Le salaire nominal est celui qui est exprimé en argent ; c’est la somme d’argent que l’ouvrier reçoit pour la force de travail qu’il a vendue au capitaliste. Le salaire nominal ne donne pas par lui-même une idée du niveau réel de la rémunération de l’ouvrier. Il peut, par exemple, demeurer inchangé, mais si, en même temps, les prix des objets de consommation et les impôts augmentent, le salaire effectif de l’ouvrier baissera. Le salaire nominal peut même augmenter, mais si le coût de la vie durant cette période vient à s’élever plus encore que le salaire nominal, le salaire effectif diminuera.

Le salaire réel est celui qui s’exprime en moyens de subsistance de l’ouvrier ; il indique la quantité et la qualité des objets de consommation et des services que l’ouvrier peut se procurer pour son salaire en argent.
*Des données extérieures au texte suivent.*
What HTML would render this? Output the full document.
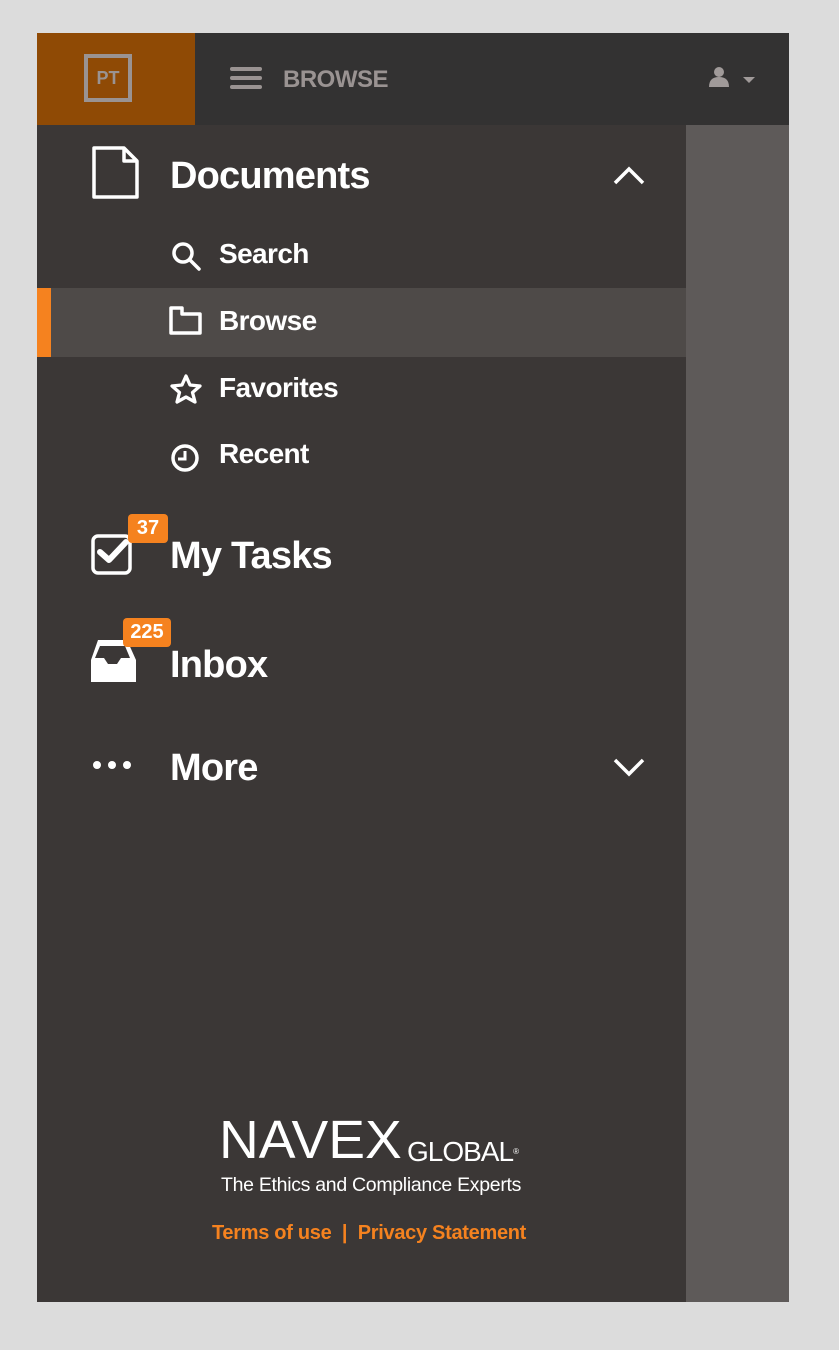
<!DOCTYPE html>
<html><head><meta charset="utf-8"><style>
*{margin:0;padding:0;box-sizing:border-box}
body{width:839px;height:1350px;background:#dcdcdc;font-family:"Liberation Sans",sans-serif;position:relative;overflow:hidden}
.app{position:absolute;left:37px;top:33px;width:752px;height:1269px;background:#3b3736}
.hdr{position:absolute;left:0;top:0;width:752px;height:92px;background:#333232}
.logo{position:absolute;left:0;top:0;width:158px;height:92px;background:#8f4a05}
.logo div{position:absolute;left:47px;top:21px;width:48px;height:48px;border:4px solid #9a9392;color:#9a9392;font-weight:bold;font-size:18px;text-align:center;line-height:40px}
.right{position:absolute;left:649px;top:92px;width:103px;height:1177px;background:#5e5a59}
.t{position:absolute;color:#fff;white-space:nowrap}
.big{font-size:38px;font-weight:bold;letter-spacing:-0.8px}
.sm{font-size:28px;font-weight:bold;letter-spacing:-0.6px}
.badge{position:absolute;background:#f5821f;color:#fff;font-size:20px;font-weight:bold;border-radius:4px;text-align:center;line-height:28px;height:29px}
</style></head><body>
<div class="app">
<div class="hdr">
 <div class="logo"><div>PT</div></div>
 <svg style="position:absolute;left:193px;top:33px" width="32" height="26"><g stroke="#9a9392" stroke-width="4" stroke-linecap="round"><line x1="2" y1="3" x2="30" y2="3"/><line x1="2" y1="12" x2="30" y2="12"/><line x1="2" y1="21" x2="30" y2="21"/></g></svg>
 <div class="t" style="left:246px;top:33px;font-size:24px;font-weight:bold;color:#9a9392;letter-spacing:-0.5px">BROWSE</div>
 <svg style="position:absolute;left:670px;top:33px" width="50" height="22"><circle cx="12" cy="6" r="5" fill="#a09a99"/><path d="M2 21 Q2 11 12 11 Q22 11 22 21Z" fill="#a09a99"/><path d="M36 11 L48 11 L42 17Z" fill="#a09a99"/></svg>
</div>
<div class="right"></div>
<div style="position:absolute;left:0;top:255px;width:649px;height:69px;background:#4e4a48"></div>
<div style="position:absolute;left:0;top:255px;width:14px;height:69px;background:#f5821f"></div>

<svg style="position:absolute;left:55px;top:113px" width="48" height="54"><path d="M2 2 H32 L45 15 V51 H2 Z M32 2 V15 H45" fill="none" stroke="#fff" stroke-width="3.5" stroke-linejoin="round"/></svg>
<div class="t big" style="left:133px;top:122px">Documents</div>
<svg style="position:absolute;left:575px;top:133px" width="34" height="20"><path d="M3 17 L17 3 L31 17" fill="none" stroke="#fff" stroke-width="3.5"/></svg>

<svg style="position:absolute;left:133px;top:207px" width="34" height="34"><circle cx="13" cy="13" r="9" fill="none" stroke="#fff" stroke-width="3.5"/><line x1="20" y1="20" x2="29" y2="29" stroke="#fff" stroke-width="3.5" stroke-linecap="round"/></svg>
<div class="t sm" style="left:182px;top:205px">Search</div>
<svg style="position:absolute;left:132px;top:272px" width="34" height="30"><path d="M2 3 H13 V9 H31 V28 H2 Z" fill="none" stroke="#fff" stroke-width="3.5" stroke-linejoin="round"/></svg>
<div class="t sm" style="left:182px;top:272px">Browse</div>
<svg style="position:absolute;left:133px;top:340px" width="34" height="32"><path d="M16 3 L20 12 L30 13 L22.5 19.5 L25 29 L16 24 L7 29 L9.5 19.5 L2 13 L12 12 Z" fill="none" stroke="#fff" stroke-width="3.3" stroke-linejoin="round"/></svg>
<div class="t sm" style="left:182px;top:339px">Favorites</div>
<svg style="position:absolute;left:133px;top:409px" width="32" height="32"><circle cx="15" cy="16" r="12" fill="none" stroke="#fff" stroke-width="3.5"/><path d="M15 9 V17 H8" fill="none" stroke="#fff" stroke-width="3"/></svg>
<div class="t sm" style="left:182px;top:405px">Recent</div>

<svg style="position:absolute;left:53px;top:495px" width="50" height="48"><rect x="3" y="8" width="37" height="37" rx="5" fill="none" stroke="#fff" stroke-width="3.5"/><path d="M10 24 L19 32 L36 14" fill="none" stroke="#fff" stroke-width="6" stroke-linecap="round" stroke-linejoin="round"/></svg>
<div class="badge" style="left:91px;top:481px;width:40px">37</div>
<div class="t big" style="left:133px;top:502px">My Tasks</div>

<svg style="position:absolute;left:52px;top:604px" width="50" height="48"><path d="M9 3 H38 L47 23 V45 H2 V23 Z" fill="#fff"/><path d="M11 9 H36 L41 21 H32 L28 27 H19 L15 21 H6 Z" fill="#3b3736"/></svg>
<div class="badge" style="left:86px;top:585px;width:48px">225</div>
<div class="t big" style="left:133px;top:611px">Inbox</div>

<svg style="position:absolute;left:55px;top:725px" width="42" height="14"><circle cx="5" cy="7" r="4" fill="#fff"/><circle cx="20" cy="7" r="4" fill="#fff"/><circle cx="35" cy="7" r="4" fill="#fff"/></svg>
<div class="t big" style="left:133px;top:714px">More</div>
<svg style="position:absolute;left:575px;top:724px" width="34" height="20"><path d="M3 3 L17 17 L31 3" fill="none" stroke="#fff" stroke-width="3.5"/></svg>

<div class="t" style="left:182px;top:1080px;font-size:58px;font-weight:normal;line-height:60px;transform:scale(0.95,0.92);transform-origin:left top">NAVEX</div>
<div class="t" style="left:370px;top:1103px;font-size:28px;line-height:32px;letter-spacing:-1px">GLOBAL<span style="font-size:8px;vertical-align:top">®</span></div>
<div class="t" style="left:184px;top:1141px;font-size:19.5px;letter-spacing:-0.3px">The Ethics and Compliance Experts</div>
<div class="t" style="left:175px;top:1189px;font-size:20px;font-weight:bold;color:#f5821f;letter-spacing:-0.3px">Terms of use &nbsp;|&nbsp; Privacy Statement</div>
</div>
</body></html>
Pour déterminer le salaire réel de l’ouvrier, il faut partir du taux du salaire nominal, du niveau des prix des objets de consommation, du loyer, des charges fiscales acquittées par l’ouvrier, des journées non payées avec la semaine de travail réduite, du nombre des chômeurs totaux et partiels qui sont entretenus aux frais de la classe ouvrière. Il faut tenir compte également de la durée de la journée de travail et du degré d’intensité du travail.

En établissant le niveau moyen du salaire, les statistiques bourgeoises déforment la réalité : elles rangent dans la catégorie des salaires les revenus des couches dirigeantes de la bureaucratie industrielle et financière (administrateurs d’entreprises, directeurs de banques, etc.), n’introduisent dans leurs calculs que le salaire des ouvriers qualifiés et en excluent celui de la couche nombreuse des ouvriers non qualifiés et mal payés, du prolétariat agricole ; elles ne font pas état de l’armée nombreuse des chômeurs totaux ou partiels, de la hausse des prix des objets de consommation courante et du relèvement des impôts ; elles ont recours à d’autres méthodes de falsifip. 142cation pour présenter sous un jour favorable la situation de fait de la classe ouvrière en régime capitaliste.

Mais même les statistiques bourgeoises falsifiées ne peuvent dissimuler le fait que le salaire en régime capitaliste, par suite de son bas niveau, du renchérissement du coût de la vie et de la croissance du chômage, n’assure pas à la majorité des ouvriers le minimum vital.

En 1938, les économistes bourgeois des États-Unis, adoptant des normes très inférieures, ont évalué pour les États-Unis le minimum vital d’une famille ouvrière de quatre personnes, à 2 177 dollars par an. Or, en 1938 la moyenne du salaire annuel d’un ouvrier industriel aux États-Unis était de 1 176 dollars, soit un peu plus de la moitié de ce minimum vital, et en tenant compte des chômeurs, de 740 dollars, c’est-à-dire un tiers seulement de ce minimum vital. En 1937, le minimum vital très restreint d’une famille ouvrière moyenne en Angleterre était évalué par les économistes bourgeois à 55 shillings par semaine. D’après les chiffres officiels, 80 % des ouvriers de l’industrie houillère, 75 % des ouvriers de l’industrie extractive (sans l’industrie houillère), 57 % des ouvriers des entreprises municipales d’Angleterre gagnaient moins que ce minimum vital.